Schrittweise zur vollen Besteuerung

Eine sofortige volle Besteuerung der Renten war dem Gesetzgeber nicht möglich, weil die Rentner ihre bis 2004 geleisteten Beiträge nicht in vollem Umfang hatten einkommensteuerlich geltend machen können. Eine sofortige Steuerfreistellung sämtlicher Rentenversicherungsbeiträge erschien dem Gesetzgeber wegen des damit verbundenen Ausfalls an Steuereinnahmen unmöglich. Er hat daher sowohl für die Besteuerungsseite als auch für die Beitragsseite sehr langfristige Übergangsregelungen geschaffen. Diese sehen vor, dass bei Rentnern, die bis einschließlich 2005 in den Rentenbezug eingetreten sind, auf Dauer ein Betrag von 50 % ihrer damaligen Rente steuerfrei bleibt. Für Rentner, deren Rentenbezug später beginnt, vermindert sich der für den Freibetrag maßgebende Prozentsatz. So sind bei Rentnern, die im Jahr 2021 erstmals eine Rente beziehen, nur noch 19 % der Rente steuerfrei.
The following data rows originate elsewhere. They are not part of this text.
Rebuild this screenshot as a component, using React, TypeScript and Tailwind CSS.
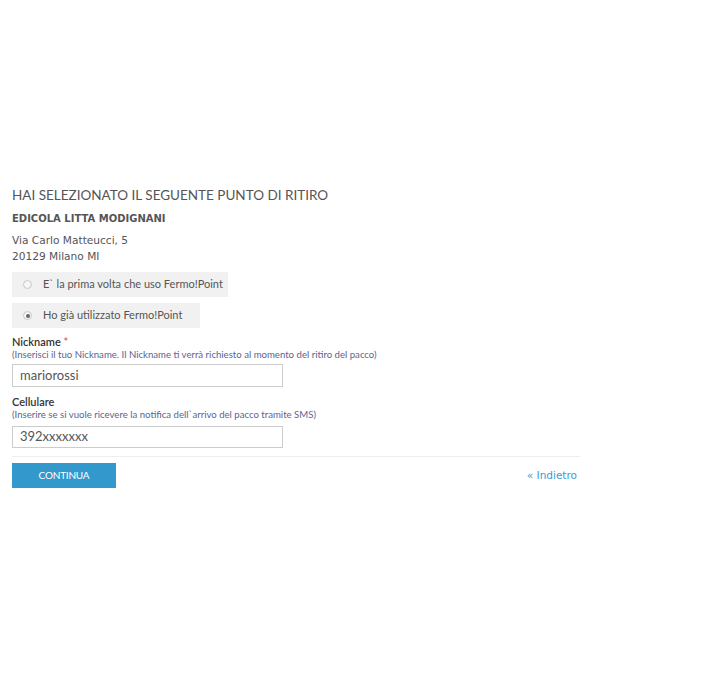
import React from "react";

export default function App() {
  return (
    <div className="w-[725px] h-[680px] bg-white">
      <div className="pt-[185px] pl-3 w-[580px]">
        <h2 className="text-[13.5px] leading-[20px] text-[#555] font-normal font-['Lato',sans-serif]">
          HAI SELEZIONATO IL SEGUENTE PUNTO DI RITIRO
        </h2>
        <div className="mt-[7px] text-[10px] leading-[14px] font-bold text-[#555] font-['DejaVu_Sans',sans-serif]">
          EDICOLA LITTA MODIGNANI
        </div>
        <div className="mt-[6px] text-[10.6px] leading-[16px] text-[#555] font-['DejaVu_Sans',sans-serif]">
          <div>Via Carlo Matteucci, 5</div>
          <div>20129 Milano MI</div>
        </div>
        <div className="mt-[8px] flex flex-col items-start gap-[6px] font-['Lato',sans-serif] text-[11px] text-[#555]">
          <label className="flex items-center h-[25px] bg-[#f1f1f1] pl-[11px] pr-[5px]">
            <span className="w-[9px] h-[9px] rounded-full border border-[#c8c8c8] bg-[#f6f6f6]" />
            <span className="ml-[11px]">E` la prima volta che uso Fermo!Point</span>
          </label>
          <label className="flex items-center h-[25px] bg-[#f1f1f1] pl-[11px] pr-[18px]">
            <span className="w-[9px] h-[9px] rounded-full border border-[#c8c8c8] bg-[#f6f6f6] flex items-center justify-center">
              <span className="w-[4px] h-[4px] rounded-full bg-[#666]" />
            </span>
            <span className="ml-[11px]">Ho già utilizzato Fermo!Point</span>
          </label>
        </div>
        <div className="mt-[7px] font-['Lato',sans-serif]">
          <div className="text-[11px] leading-[14px] text-[#333] font-semibold">
            Nickname <span className="text-[#e05a5a]">*</span>
          </div>
          <div className="text-[9.6px] leading-[12px] text-[#5a6494]">
            (Inserisci il tuo Nickname. Il Nickname ti verrà richiesto al momento del ritiro del pacco)
          </div>
          <div className="mt-[3px] w-[271px] h-[23px] border border-[#ccc] flex items-center pl-[7px] text-[13px] text-[#555]">
            mariorossi
          </div>
          <div className="mt-[8px] text-[11px] leading-[14px] text-[#333] font-semibold">
            Cellulare
          </div>
          <div className="text-[9.6px] leading-[12px] text-[#5a6494]">
            (Inserire se si vuole ricevere la notifica dell`arrivo del pacco tramite SMS)
          </div>
          <div className="mt-[5px] w-[271px] h-[22px] border border-[#ccc] flex items-center pl-[7px] text-[13px] text-[#555]">
            392xxxxxxx
          </div>
        </div>
        <div className="mt-[8px] h-px bg-[#eee] w-[568px]" />
        <div className="mt-[6px] w-[568px] flex items-center justify-between">
          <button className="w-[104px] h-[25px] bg-[#3399cc] text-white text-[10px] font-['Lato',sans-serif] tracking-[-0.2px]">
            CONTINUA
          </button>
          <a className="mr-[3px] text-[10.5px] text-[#3a9ad9] font-['DejaVu_Sans',sans-serif]">« Indietro</a>
        </div>
      </div>
    </div>
  );
}
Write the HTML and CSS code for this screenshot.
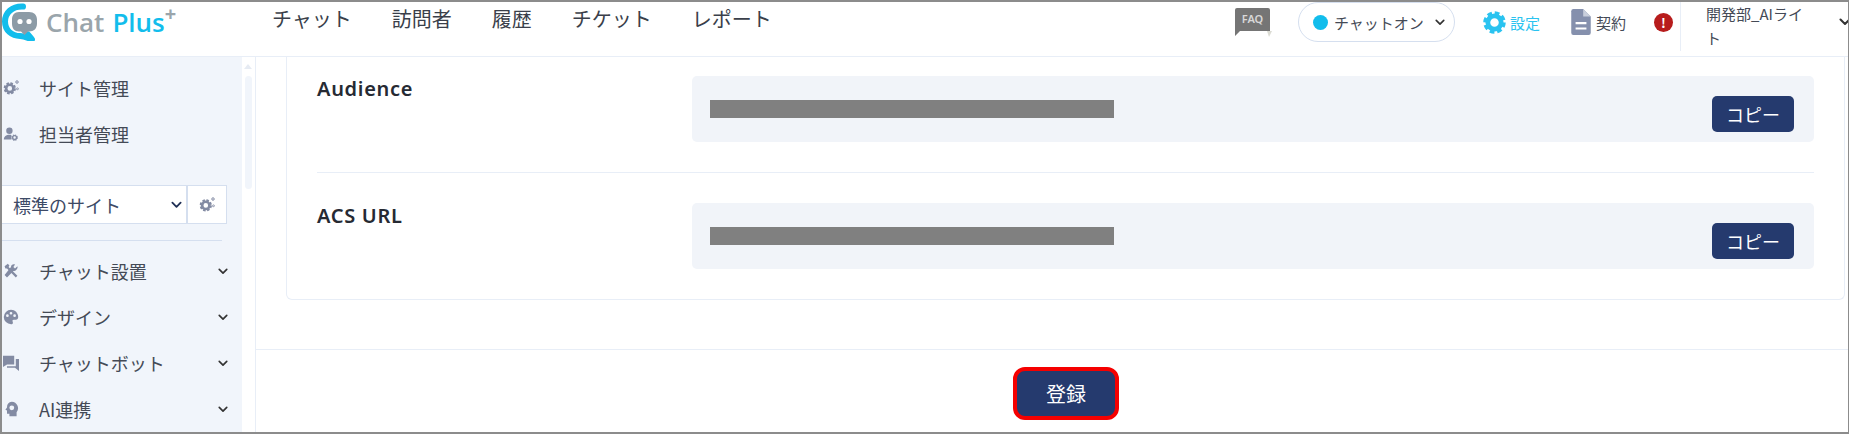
FILE: index.html
```html
<!DOCTYPE html>
<html lang="ja">
<head>
  <meta charset="utf-8">
  <title>Chat Plus</title>
  <link rel="stylesheet" href="styles.css">
</head>
<body>
  <svg class="defs" width="0" height="0">
    <symbol id="cog" viewBox="0 0 24 24">
      <circle cx="12" cy="12" r="8.6" fill="none" stroke="currentColor" stroke-width="4.4" stroke-dasharray="4.2 2.55"/>
      <circle cx="12" cy="12" r="6.4" fill="none" stroke="currentColor" stroke-width="4.6"/>
    </symbol>
    <symbol id="chev" viewBox="0 0 12 8">
      <path d="M1.5 1.5 6 6l4.5-4.5" fill="none" stroke="currentColor" stroke-width="2" stroke-linecap="round" stroke-linejoin="round"/>
    </symbol>
    <symbol id="cogs" viewBox="0 0 20 20">
      <use href="#cog" x="0" y="2" width="17" height="17"/>
      <use href="#cog" x="15" y="0" width="5" height="5"/>
      <use href="#cog" x="16" y="9" width="4" height="4"/>
    </symbol>
  </svg>

  <div class="frame">
    <header class="topbar">
      <div class="logo">
        <svg class="logo-mark" viewBox="0 0 36 38" width="36" height="38">
          <path d="M21 3.500C10 3 3 10 3 18.500 3 27.500 10 33 18 33c4 0 7 1.500 12 3.500-1.500-2-2.500-3.500-4-5" fill="none" stroke="#12bdec" stroke-width="6" stroke-linecap="round" stroke-linejoin="round"/>
          <path d="M17 9h10c5 0 8 3 8 7.500v4c0 5-3 8-8 8h-1l-3.500 3.500-3.500-3.500h-2c-4.500 0-7-3-7-8v-4C10 12 12.500 9 17 9z" fill="#8c9ba6"/>
          <circle cx="18" cy="18.500" r="2.600" fill="#fff"/>
          <circle cx="27" cy="18.500" r="2.600" fill="#fff"/>
        </svg>
        <span class="logo-chat">Chat</span>
        <span class="logo-plus">Plus</span>
        <span class="logo-sup">+</span>
      </div>

      <nav class="mainnav">
        <a>チャット</a>
        <a>訪問者</a>
        <a>履歴</a>
        <a>チケット</a>
        <a>レポート</a>
      </nav>

      <div class="tools">
        <svg class="faq" viewBox="0 0 37 29" width="37" height="29">
          <path d="M32 23h5l-3 6z" fill="#dcdcd4"/>
          <path d="M2 0h31a2 2 0 0 1 2 2v21H5l-5 5V2a2 2 0 0 1 2-2z" fill="#757575"/>
          <text x="17.500" y="15" text-anchor="middle" class="faq-text">FAQ</text>
        </svg>
        <div class="status-pill">
          <span class="status-dot"></span>
          <span>チャットオン</span>
          <svg class="pill-chev" width="10" height="7"><use href="#chev"/></svg>
        </div>
        <a class="tool tool-setting">
          <svg width="25" height="25"><use href="#cog"/></svg>設定
        </a>
        <a class="tool tool-contract">
          <svg viewBox="0 0 18 24" width="20" height="26">
            <path d="M2 0h9l7 7v15a2 2 0 0 1-2 2H2a2 2 0 0 1-2-2V2a2 2 0 0 1 2-2z" fill="#8590ad"/>
            <path d="M11 0l7 7h-7z" fill="#c9cfdc"/>
            <path d="M4 13h10M4 18h10" stroke="#fff" stroke-width="2"/>
          </svg>契約
        </a>
        <span class="alert">!</span>
        <div class="account">
          <span class="account-name">開発部_AIライト</span>
          <svg class="account-chev" width="12" height="8"><use href="#chev"/></svg>
        </div>
      </div>
    </header>

    <div class="body-row">
      <aside class="sidebar">
        <a class="side-item">
          <svg class="side-icon"><use href="#cogs"/></svg>サイト管理
        </a>
        <a class="side-item">
          <svg class="side-icon" viewBox="0 0 20 20">
            <circle cx="8" cy="6" r="4"/>
            <path d="M1 17c0-4 3-6 7-6 1 0 2 .2 2.500.5V17z"/>
            <use href="#cog" x="10" y="10" width="9" height="9"/>
          </svg>担当者管理
        </a>

        <div class="site-select">
          <div class="select-box">
            <span>標準のサイト</span>
            <svg width="11" height="8"><use href="#chev"/></svg>
          </div>
          <div class="select-btn">
            <svg class="side-icon"><use href="#cogs"/></svg>
          </div>
        </div>

        <hr class="side-rule">

        <a class="side-item">
          <svg class="side-icon" viewBox="0 0 20 20">
            <path d="M2 4l4-3 2 2-1 2 11 11-2 2L5 7 3 7z"/>
            <path d="M18 4l-3 3-2-2 2-3c-2-1-5 0-5 3L2 15l3 3 8-8c3 0 6-3 5-6z"/>
          </svg>チャット設置
          <svg class="side-chev" width="10" height="7"><use href="#chev"/></svg>
        </a>
        <a class="side-item">
          <svg class="side-icon" viewBox="0 0 20 20">
            <path fill-rule="evenodd" d="M10 1a9 9 0 1 0 0 18c3 0 2.500-2.500 2-3.500s0-2 1.500-2H16c2 0 3-1.500 3-3.500C19 5 15 1 10 1zM5.500 10a1.700 1.700 0 1 1 0-3.400 1.700 1.700 0 0 1 0 3.400zM10 7a1.700 1.700 0 1 1 0-3.400A1.700 1.700 0 0 1 10 7zm4.500 3a1.700 1.700 0 1 1 0-3.400 1.700 1.700 0 0 1 0 3.400z"/>
          </svg>デザイン
          <svg class="side-chev" width="10" height="7"><use href="#chev"/></svg>
        </a>
        <a class="side-item">
          <svg class="side-icon" viewBox="0 0 20 20">
            <path d="M0 1h14v11H5l-5 3z"/>
            <path d="M16 5h4v15l-5-4H5v-2h11z"/>
          </svg>チャットボット
          <svg class="side-chev" width="10" height="7"><use href="#chev"/></svg>
        </a>
        <a class="side-item">
          <svg class="side-icon" viewBox="0 0 20 20">
            <path fill-rule="evenodd" d="M11 1a8 8 0 0 1 6 13v5H8v-3H5v-4l-2-1 2-3a7 7 0 0 1 6-7zm0 4.500a3 3 0 1 0 0 6 3 3 0 0 0 0-6z"/>
          </svg>AI連携
          <svg class="side-chev" width="10" height="7"><use href="#chev"/></svg>
        </a>
      </aside>

      <div class="side-scroll">
        <span class="scroll-up"></span>
        <span class="scroll-thumb"></span>
      </div>

      <main class="content">
        <div class="content-inner">
          <section class="card">
            <div class="form-row form-row-first">
              <div class="form-label">Audience</div>
              <div class="form-field">
                <div class="redact"></div>
                <button class="copy-btn">コピー</button>
              </div>
            </div>
            <div class="form-row">
              <div class="form-label">ACS URL</div>
              <div class="form-field">
                <div class="redact"></div>
                <button class="copy-btn">コピー</button>
              </div>
            </div>
          </section>
        </div>
        <footer class="form-footer">
          <button class="save-btn">登録</button>
        </footer>
      </main>
    </div>
  </div>
</body>
</html>
```

FILE: styles.css
```css
* {
  box-sizing: border-box;
}
html, body {
  margin: 0;
  padding: 0;
}
body {
  font-family: "Noto Sans CJK JP", "Noto Sans", sans-serif;
  color: #3a3f4a;
  background: #fff;
  overflow: hidden;
}
.defs {
  position: absolute;
}
.frame {
  width: 1849px;
  height: 434px;
  border: 2px solid #8c8c8c;
  border-right-width: 1px;
  display: flex;
  flex-direction: column;
  overflow: hidden;
}

/* top bar */
.topbar {
  height: 55px;
  flex: none;
  display: flex;
  align-items: flex-start;
  border-bottom: 1px solid #e8eef7;
}
.logo {
  width: 270px;
  height: 38px;
  margin-top: 1px;
  display: flex;
  align-items: center;
  gap: 8px;
  font-family: "Open Sans", sans-serif;
  font-size: 26px;
  font-weight: 600;
  line-height: 34px;
}
.logo-mark {
  flex: none;
}
.logo-chat {
  color: #9aa5ab;
}
.logo-plus {
  color: #12bdec;
}
.logo-sup {
  color: #9aa5ab;
  font-size: 20px;
  font-weight: 700;
  line-height: 20px;
  margin-left: -8px;
  margin-top: -16px;
}
.mainnav {
  display: flex;
  gap: 40px;
  font-size: 20px;
  line-height: 34px;
}
.tools {
  margin-left: auto;
  display: flex;
  align-items: center;
  height: 40px;
  color: #444a56;
}
.faq {
  margin-right: 26px;
  margin-bottom: -1px;
}
.faq-text {
  font-family: "Noto Sans", sans-serif;
  font-size: 11px;
  font-weight: 600;
  fill: #d8d8d8;
}
.status-pill {
  width: 157px;
  height: 40px;
  border: 1px solid #d5dfef;
  border-radius: 20px;
  display: flex;
  align-items: center;
  padding-left: 14px;
  font-size: 15px;
  color: #444a56;
  white-space: nowrap;
}
.status-dot {
  width: 15px;
  height: 15px;
  margin-right: 6px;
  border-radius: 50%;
  background: #12bdec;
}
.pill-chev {
  margin-left: 11px;
  color: #333;
}
.tool {
  display: flex;
  align-items: center;
  font-size: 15px;
  white-space: nowrap;
}
.tool-setting {
  margin-left: 27px;
  gap: 3px;
  color: #2ac3f0;
}
.tool-contract {
  margin-left: 31px;
  gap: 5px;
}
.alert {
  margin-left: 28px;
  width: 19px;
  height: 19px;
  border-radius: 50%;
  background: #b71c1c;
  color: #fff;
  font-size: 13px;
  font-weight: 700;
  line-height: 19px;
  text-align: center;
}
.account {
  margin-left: 7px;
  height: 49px;
  width: 168px;
  padding-left: 25px;
  border-left: 1px solid #e8eef7;
  display: flex;
  align-items: flex-start;
  font-size: 15px;
  line-height: 24px;
  align-self: flex-start;
}
.account-name {
  width: 105px;
  flex: none;
}
.account-chev {
  flex: none;
  margin-left: 28px;
  margin-top: 16px;
  color: #333;
}

/* sidebar */
.body-row {
  flex: 1;
  display: flex;
  min-height: 0;
}
.sidebar {
  width: 240px;
  flex: none;
  background: #f1f5fb;
  padding-top: 8px;
  overflow: hidden;
}
.side-item {
  display: flex;
  align-items: center;
  height: 46px;
  padding: 0 14px 0 1px;
  font-size: 18px;
  color: #444a56;
  white-space: nowrap;
}
.side-icon {
  flex: none;
  width: 16px;
  height: 16px;
  margin-right: 20px;
  fill: #838ba3;
  color: #838ba3;
}
.side-chev {
  margin-left: auto;
  color: #333;
}
.site-select {
  display: flex;
  height: 39px;
  margin-top: 28px;
  width: 225px;
}
.select-box {
  width: 185px;
  background: #fff;
  border: 1px solid #d5dfef;
  border-left: none;
  display: flex;
  align-items: center;
  justify-content: space-between;
  padding: 0 4px 0 11px;
  font-size: 18px;
  color: #3d4a66;
}
.select-box svg {
  color: #1f2f55;
}
.select-btn {
  width: 40px;
  background: #fff;
  border: 1px solid #d5dfef;
  display: flex;
  align-items: center;
  justify-content: center;
}
.select-btn .side-icon {
  margin: 0;
}
.side-rule {
  margin: 16px 20px 7px 0;
  border: none;
  border-top: 1px solid #d5dfef;
}
.side-scroll {
  width: 14px;
  flex: none;
  position: relative;
  border-right: 1px solid #e8eef7;
}
.scroll-up {
  position: absolute;
  left: 2px;
  top: 7px;
  border: 4px solid transparent;
  border-bottom: 5px solid #e6ebf3;
  border-top: none;
}
.scroll-thumb {
  position: absolute;
  left: 3px;
  top: 19px;
  width: 7px;
  height: 113px;
  border-radius: 4px;
  background: #f1f5fb;
}

/* main content */
.content {
  flex: 1;
  min-width: 0;
  display: flex;
  flex-direction: column;
}
.content-inner {
  height: 292px;
  padding: 0 3px 0 30px;
  flex: none;
}
.card {
  height: 243px;
  border: 1px solid #e8eef7;
  border-top: none;
  border-radius: 0 0 6px 6px;
  padding: 19px 30px 0;
}
.form-row {
  display: flex;
  height: 126px;
  padding-top: 30px;
  border-top: 1px solid #e8eef7;
}
.form-row-first {
  height: 96px;
  padding-top: 0;
  border-top: none;
}
.form-label {
  width: 375px;
  flex: none;
  font-family: "Noto Sans", sans-serif;
  font-size: 20px;
  font-weight: 600;
  letter-spacing: .7px;
  line-height: 26px;
  color: #262a33;
}
.form-field {
  flex: 1;
  height: 66px;
  display: flex;
  align-items: center;
  justify-content: space-between;
  padding: 0 20px 0 18px;
  background: #f1f4f9;
  border-radius: 5px;
}
.redact {
  width: 404px;
  height: 18px;
  background: #808080;
}
.copy-btn {
  width: 82px;
  height: 36px;
  margin-top: 10px;
  border: none;
  border-radius: 5px;
  background: #253a6e;
  color: #fff;
  font-family: inherit;
  font-size: 18px;
  padding: 0;
}
.form-footer {
  flex: 1;
  border-top: 1px solid #e8eef7;
  display: flex;
  justify-content: center;
  padding: 17px 0 0 28px;
}
.save-btn {
  width: 106px;
  height: 53px;
  border: 4px solid #f50000;
  border-radius: 12px;
  background: #253a6e;
  color: #fff;
  font-family: inherit;
  font-size: 20px;
  padding: 0;
}
```
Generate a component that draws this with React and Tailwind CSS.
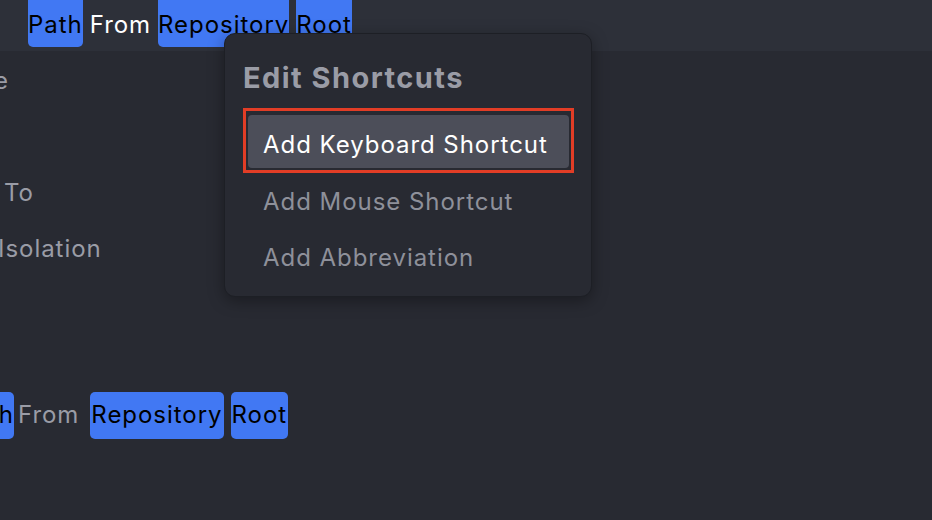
export default function App() {
  const font = { fontFamily: "Inter, 'Noto Sans', sans-serif" };

  return (
    <div className="relative w-[932px] h-[520px] overflow-hidden bg-[#282a32] text-[24px] tracking-[0.04em]" style={font}>
      {/* top row */}
      <div className="h-[51px] bg-[#2d3039] flex items-start pl-[28px] gap-[7px]">
        <span className="h-[47px] flex items-center pt-[2px] rounded-b-[5px] bg-[#4178f3] text-black">Path</span>
        <span className="h-[47px] flex items-center pt-[2px] text-white">From</span>
        <span className="h-[47px] flex items-center pt-[2px] rounded-b-[5px] bg-[#4178f3] text-black">Repository</span>
        <span className="h-[47px] flex items-center pt-[2px] rounded-b-[5px] bg-[#4178f3] text-black">Root</span>
      </div>

      {/* left list, clipped by the window edge */}
      <div className="flex flex-col text-[#9a9ca6]">
        <div className="h-[56px] flex items-center -ml-[6px] mt-[2px]">e</div>
        <div className="h-[56px]"></div>
        <div className="h-[56px] flex items-center ml-[4px]">To</div>
        <div className="h-[56px] flex items-center -ml-[2px]">Isolation</div>
        <div className="h-[56px]"></div>
        <div className="h-[56px]"></div>
        <div className="h-[56px] flex items-center gap-[7px] -mt-[2px]">
          <span className="h-[47px] w-[14px] flex items-center justify-end overflow-hidden rounded-r-[5px] bg-[#4178f3] text-black">h</span>
          <span className="-ml-[3px] mr-[4px]">From</span>
          <span className="h-[47px] px-[1px] flex items-center rounded-[5px] bg-[#4178f3] text-black">Repository</span>
          <span className="h-[47px] px-[1px] flex items-center rounded-[5px] bg-[#4178f3] text-black">Root</span>
        </div>
      </div>

      {/* popup */}
      <div className="absolute left-[224px] top-[33px] w-[368px] h-[264px] rounded-[11px] border border-[#1d1f25] bg-[#282a32] shadow-[0_4px_16px_rgba(0,0,0,0.35)] pl-[18px] pr-[17px] pt-[27px]">
        <div className="h-[34px] flex items-center font-bold text-[29px] tracking-[0.05em] text-[#9a9ca6]">Edit Shortcuts</div>
        <div className="mt-[13px] h-[65px] border-[3px] border-[#e23d26] pl-[2px] pr-[2px] pt-[4px] pb-[2px]">
          <div className="h-full rounded-[4px] bg-[#4c4e59] flex items-center pl-[15px] pt-[6px] text-white">Add Keyboard Shortcut</div>
        </div>
        <div className="h-[47px] flex items-center pl-[20px] mt-[5px] text-[#8e909a]">Add Mouse Shortcut</div>
        <div className="h-[56px] flex items-center pl-[20px] mt-[5px] text-[#8e909a]">Add Abbreviation</div>
      </div>
    </div>
  );
}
Rentner, die ab 2040 in den Rentenbezug eintreten werden, müssen ihre gesamte Rente versteuern. Für die Beitragsseite sehen die Übergangsregelungen vor, dass im Jahr 2005 zunächst nur 60 % der Altersvorsorgeaufwendungen als Sonderausgaben abgezogen werden konnten, im Jahr 2021 sind es 92 %. Ab dem Jahr 2025 werden sämtliche Altersvorsorgeaufwendungen ungekürzt als Sonderausgaben abziehbar sein.